Japanese rail workers routinely point at signs as they read them aloud.

The practice is called shisa kanko and, according to a study conducted by the Japan Railway Technical Research Institute, it has enabled a MAJOR improvement in occupational safety – as in reducing unforced errors by 85%!!!

It works like this:

Apparently, merely engaging one’s eyes, voice, and movement of an arm and hand in recognition of something – instead of just quietly noticing it – is a very powerful form of mindfulness…and quality improvement.

A Shisa Kano Example

I recently took a coaching exam – the International Coach Federation’s Coach Knowledge Assessment (CKA) – to measure my “understanding of the knowledge and skills important in the practice of coaching,” including its Core Competencies and Code of Ethics.

(The CKA is required for anyone seeking certification from the ICF, these days, but by virtue of my having been coaching, professionally, for 18 years and having earned my MCC-Master Certified Coach credential (the gold standard of coach certifications, one that fewer than 2% of all coaches worldwide have received) back in 2007, I was grandfathered from needing to take it. But I still wanted to. Just to see.)

Format-wise, it’s a computer-based, multiple-choice exam with 155 questions and a 3-hour time limit. (Another part of the overall certification process is actually demonstrating one’s coaching skills, but I won’t cover that here.)

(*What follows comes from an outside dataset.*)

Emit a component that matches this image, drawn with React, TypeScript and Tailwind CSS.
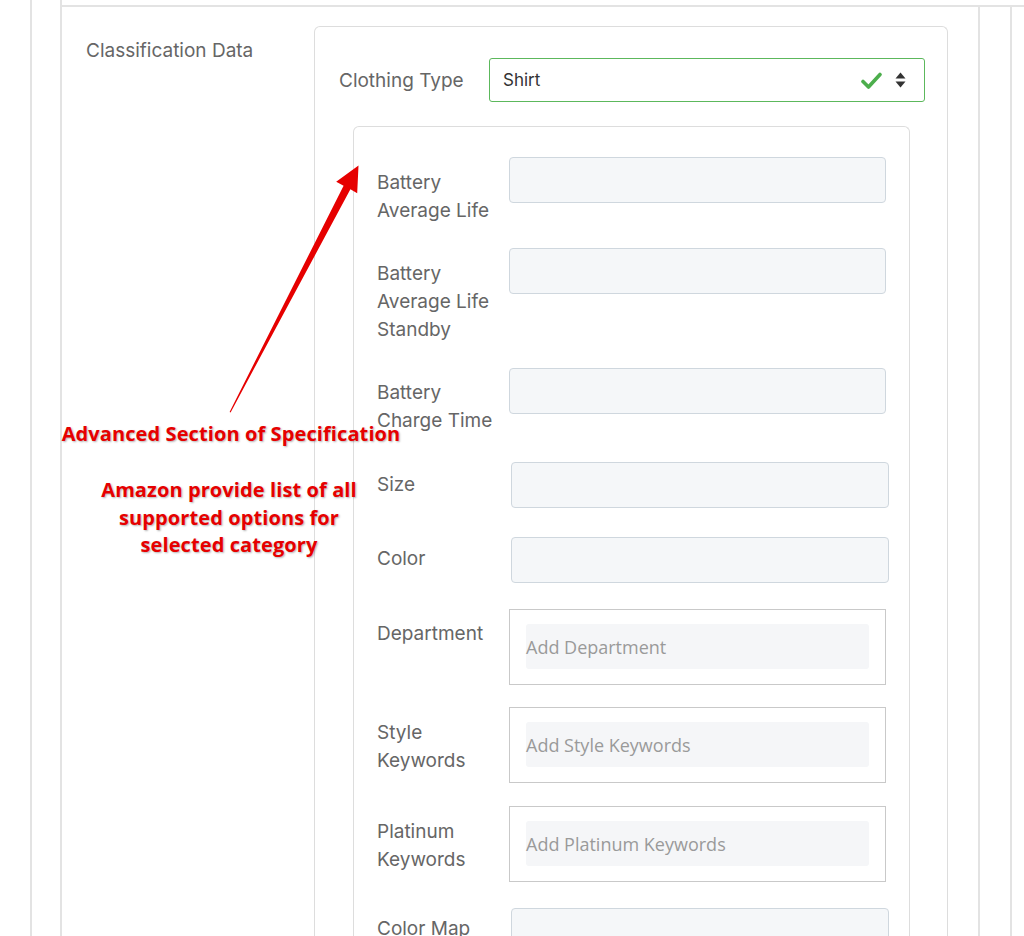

Again, just to see, I decided that I wouldn’t study for the CKA – I’d take it ‘cold’ – I would shisa kano the heck out of it, though!!

So, I put on some lovely Japanese music (The Art of the Japanese Koto, Shakuhachi and Shamisen [#2], by the Yamato Ensemble, and Behind the Light, by Osamu Kitajima, since you asked) and settled in to begin the test. But rather than race through it, as one might typically do when under a time-constraint, I read each question aloud, slowly and purposefully, and considered each possible answer, again aloud, while using my index finger to point to, and follow along with, the words on the screen.

What a relaxing and engaging test it turned out to be!

Yes, I passed. So now I am also officially listed in the ICF’s Mentor Coach Registry. (Mentor coaching is another requirement for those seeking certification, by the way.)

Leadership Implications of Shisa Kanko

So what if leaders started using shisa kanko in their daily activities? What might that look like?

Well, first off, many (most?) would likely create a mess, I fear. Why? Because they’d probably be way too aggressive in their pointing!

Image Source: Pixabay

You could TOTALLY see that sort of thing happening, right?!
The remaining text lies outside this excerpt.